#### Task prompt
In the material below, find every line with "index" and pull it out.

#### Data excerpt
+++

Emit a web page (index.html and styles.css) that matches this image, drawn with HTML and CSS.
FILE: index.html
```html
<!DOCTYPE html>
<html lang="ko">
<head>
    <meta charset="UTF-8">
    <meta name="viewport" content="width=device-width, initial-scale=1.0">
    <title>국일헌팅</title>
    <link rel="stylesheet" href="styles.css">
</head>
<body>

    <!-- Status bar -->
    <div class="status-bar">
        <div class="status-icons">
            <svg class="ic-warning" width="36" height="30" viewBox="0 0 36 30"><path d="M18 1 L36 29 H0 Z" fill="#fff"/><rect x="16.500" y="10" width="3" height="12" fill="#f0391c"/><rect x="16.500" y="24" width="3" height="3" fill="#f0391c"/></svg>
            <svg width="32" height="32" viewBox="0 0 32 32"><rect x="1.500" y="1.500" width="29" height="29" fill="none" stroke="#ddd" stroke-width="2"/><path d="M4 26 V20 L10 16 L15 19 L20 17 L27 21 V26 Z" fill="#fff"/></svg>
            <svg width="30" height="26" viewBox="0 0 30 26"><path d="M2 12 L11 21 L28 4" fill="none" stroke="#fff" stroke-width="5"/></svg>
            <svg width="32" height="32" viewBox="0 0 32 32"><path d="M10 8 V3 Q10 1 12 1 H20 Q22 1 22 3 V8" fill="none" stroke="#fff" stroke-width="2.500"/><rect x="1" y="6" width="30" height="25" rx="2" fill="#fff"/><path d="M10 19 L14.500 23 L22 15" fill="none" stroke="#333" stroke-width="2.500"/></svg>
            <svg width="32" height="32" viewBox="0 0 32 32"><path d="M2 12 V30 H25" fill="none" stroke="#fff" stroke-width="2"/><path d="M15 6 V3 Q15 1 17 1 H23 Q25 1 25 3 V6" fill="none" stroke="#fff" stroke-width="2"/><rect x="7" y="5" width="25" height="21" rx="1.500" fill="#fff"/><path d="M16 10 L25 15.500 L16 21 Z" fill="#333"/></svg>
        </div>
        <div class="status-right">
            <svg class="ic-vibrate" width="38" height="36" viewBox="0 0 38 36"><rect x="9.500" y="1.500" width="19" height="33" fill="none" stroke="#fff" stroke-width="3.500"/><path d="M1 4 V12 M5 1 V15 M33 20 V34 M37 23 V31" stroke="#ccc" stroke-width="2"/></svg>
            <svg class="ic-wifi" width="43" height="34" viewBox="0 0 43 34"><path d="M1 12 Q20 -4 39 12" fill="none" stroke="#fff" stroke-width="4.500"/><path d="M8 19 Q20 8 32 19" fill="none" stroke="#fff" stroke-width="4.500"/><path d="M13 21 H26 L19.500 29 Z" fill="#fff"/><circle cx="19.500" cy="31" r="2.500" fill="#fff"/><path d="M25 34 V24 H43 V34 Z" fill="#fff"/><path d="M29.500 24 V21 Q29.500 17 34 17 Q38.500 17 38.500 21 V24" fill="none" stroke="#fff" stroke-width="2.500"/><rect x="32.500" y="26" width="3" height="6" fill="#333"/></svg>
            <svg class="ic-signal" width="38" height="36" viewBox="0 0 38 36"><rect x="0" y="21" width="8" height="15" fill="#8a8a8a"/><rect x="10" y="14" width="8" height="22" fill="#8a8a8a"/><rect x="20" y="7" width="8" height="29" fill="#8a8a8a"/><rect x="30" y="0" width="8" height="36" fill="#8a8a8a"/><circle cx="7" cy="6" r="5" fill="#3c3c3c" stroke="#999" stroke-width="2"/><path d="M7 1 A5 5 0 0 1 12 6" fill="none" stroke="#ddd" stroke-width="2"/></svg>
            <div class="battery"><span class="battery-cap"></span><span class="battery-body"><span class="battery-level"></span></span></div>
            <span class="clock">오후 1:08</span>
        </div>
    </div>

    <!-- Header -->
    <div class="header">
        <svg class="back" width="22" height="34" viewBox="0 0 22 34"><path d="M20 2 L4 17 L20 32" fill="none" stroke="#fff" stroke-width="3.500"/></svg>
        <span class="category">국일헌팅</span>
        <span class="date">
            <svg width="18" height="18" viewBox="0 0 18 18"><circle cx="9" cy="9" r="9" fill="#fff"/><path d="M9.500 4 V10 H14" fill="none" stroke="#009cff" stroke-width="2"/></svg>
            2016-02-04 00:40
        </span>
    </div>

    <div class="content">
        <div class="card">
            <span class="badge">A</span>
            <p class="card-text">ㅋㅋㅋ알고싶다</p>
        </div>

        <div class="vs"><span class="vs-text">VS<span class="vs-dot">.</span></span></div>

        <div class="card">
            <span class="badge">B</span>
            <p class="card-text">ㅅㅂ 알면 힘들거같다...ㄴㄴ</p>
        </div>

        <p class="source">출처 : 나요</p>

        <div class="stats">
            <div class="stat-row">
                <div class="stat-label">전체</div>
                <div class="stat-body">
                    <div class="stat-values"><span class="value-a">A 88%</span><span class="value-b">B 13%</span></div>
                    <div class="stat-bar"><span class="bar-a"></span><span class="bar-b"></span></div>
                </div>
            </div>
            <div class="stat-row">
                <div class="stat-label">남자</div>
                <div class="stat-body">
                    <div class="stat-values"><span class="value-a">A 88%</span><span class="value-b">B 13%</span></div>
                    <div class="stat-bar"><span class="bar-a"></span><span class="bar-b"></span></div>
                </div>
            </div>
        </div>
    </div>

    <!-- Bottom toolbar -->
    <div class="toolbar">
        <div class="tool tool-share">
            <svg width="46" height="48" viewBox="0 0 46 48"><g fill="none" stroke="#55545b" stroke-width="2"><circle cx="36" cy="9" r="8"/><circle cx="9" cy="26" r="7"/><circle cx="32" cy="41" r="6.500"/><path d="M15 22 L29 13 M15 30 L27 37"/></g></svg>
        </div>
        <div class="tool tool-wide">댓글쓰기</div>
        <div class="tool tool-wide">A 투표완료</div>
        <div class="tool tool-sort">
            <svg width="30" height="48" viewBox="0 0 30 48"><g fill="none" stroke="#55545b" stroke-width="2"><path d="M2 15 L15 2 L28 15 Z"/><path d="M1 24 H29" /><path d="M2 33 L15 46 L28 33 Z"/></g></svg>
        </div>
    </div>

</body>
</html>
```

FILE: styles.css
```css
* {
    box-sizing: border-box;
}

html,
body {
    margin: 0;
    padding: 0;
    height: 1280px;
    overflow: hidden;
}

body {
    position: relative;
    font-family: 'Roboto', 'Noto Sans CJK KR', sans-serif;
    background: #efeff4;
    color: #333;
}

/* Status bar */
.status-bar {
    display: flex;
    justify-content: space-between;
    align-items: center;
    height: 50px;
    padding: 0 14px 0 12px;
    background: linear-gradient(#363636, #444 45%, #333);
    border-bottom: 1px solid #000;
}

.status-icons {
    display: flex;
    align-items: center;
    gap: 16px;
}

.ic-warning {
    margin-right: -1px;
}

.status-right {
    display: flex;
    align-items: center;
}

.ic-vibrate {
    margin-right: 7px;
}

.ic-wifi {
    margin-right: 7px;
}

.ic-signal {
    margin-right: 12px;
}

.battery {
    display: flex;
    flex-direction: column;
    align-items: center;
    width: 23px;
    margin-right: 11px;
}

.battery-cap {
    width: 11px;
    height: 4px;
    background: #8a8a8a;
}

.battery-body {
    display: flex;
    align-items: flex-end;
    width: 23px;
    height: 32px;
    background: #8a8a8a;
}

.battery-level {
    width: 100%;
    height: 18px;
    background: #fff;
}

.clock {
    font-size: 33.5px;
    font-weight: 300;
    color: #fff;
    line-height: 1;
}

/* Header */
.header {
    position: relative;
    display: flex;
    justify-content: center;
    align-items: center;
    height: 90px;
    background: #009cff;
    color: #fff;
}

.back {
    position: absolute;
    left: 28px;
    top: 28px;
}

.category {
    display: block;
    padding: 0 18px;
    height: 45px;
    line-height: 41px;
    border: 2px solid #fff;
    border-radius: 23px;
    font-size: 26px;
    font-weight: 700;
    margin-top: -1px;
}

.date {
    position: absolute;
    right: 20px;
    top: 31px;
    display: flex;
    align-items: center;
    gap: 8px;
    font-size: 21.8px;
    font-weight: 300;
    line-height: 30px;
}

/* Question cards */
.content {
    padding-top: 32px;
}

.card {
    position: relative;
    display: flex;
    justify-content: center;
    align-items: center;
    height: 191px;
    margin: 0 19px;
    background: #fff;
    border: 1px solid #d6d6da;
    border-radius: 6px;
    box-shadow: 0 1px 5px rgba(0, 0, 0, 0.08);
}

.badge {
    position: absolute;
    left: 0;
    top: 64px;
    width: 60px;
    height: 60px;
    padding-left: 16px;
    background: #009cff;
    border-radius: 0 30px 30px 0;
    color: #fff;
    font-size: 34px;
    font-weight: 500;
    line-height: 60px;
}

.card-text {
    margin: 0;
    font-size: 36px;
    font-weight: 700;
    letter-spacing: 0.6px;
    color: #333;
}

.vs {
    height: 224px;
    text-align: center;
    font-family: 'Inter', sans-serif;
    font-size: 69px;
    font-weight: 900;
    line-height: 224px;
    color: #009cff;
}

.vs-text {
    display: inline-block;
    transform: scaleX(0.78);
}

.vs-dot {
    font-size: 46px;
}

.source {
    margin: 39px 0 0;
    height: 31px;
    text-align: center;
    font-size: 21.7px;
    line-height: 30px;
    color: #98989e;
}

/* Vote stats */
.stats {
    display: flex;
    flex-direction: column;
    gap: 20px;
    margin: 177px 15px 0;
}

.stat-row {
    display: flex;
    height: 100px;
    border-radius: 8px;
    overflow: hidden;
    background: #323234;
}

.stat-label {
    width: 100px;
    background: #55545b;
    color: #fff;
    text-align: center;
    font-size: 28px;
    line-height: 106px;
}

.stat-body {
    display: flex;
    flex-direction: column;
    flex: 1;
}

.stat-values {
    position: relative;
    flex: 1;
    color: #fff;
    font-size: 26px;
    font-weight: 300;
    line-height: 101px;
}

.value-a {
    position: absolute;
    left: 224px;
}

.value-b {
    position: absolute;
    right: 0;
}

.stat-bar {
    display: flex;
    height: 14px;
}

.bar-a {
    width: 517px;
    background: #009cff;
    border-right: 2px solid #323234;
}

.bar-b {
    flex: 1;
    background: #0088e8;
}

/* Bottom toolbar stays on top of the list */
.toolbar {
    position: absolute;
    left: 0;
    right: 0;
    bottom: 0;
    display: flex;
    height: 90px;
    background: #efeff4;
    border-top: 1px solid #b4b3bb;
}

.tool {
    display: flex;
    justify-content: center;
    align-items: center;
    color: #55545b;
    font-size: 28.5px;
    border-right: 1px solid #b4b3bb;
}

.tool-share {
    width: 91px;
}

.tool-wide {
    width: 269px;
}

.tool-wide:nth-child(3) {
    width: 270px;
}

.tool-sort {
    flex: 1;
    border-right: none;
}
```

+++

#### Response
Emit a web page (index.html and styles.css) that matches this image, drawn with HTML and CSS.
FILE: index.html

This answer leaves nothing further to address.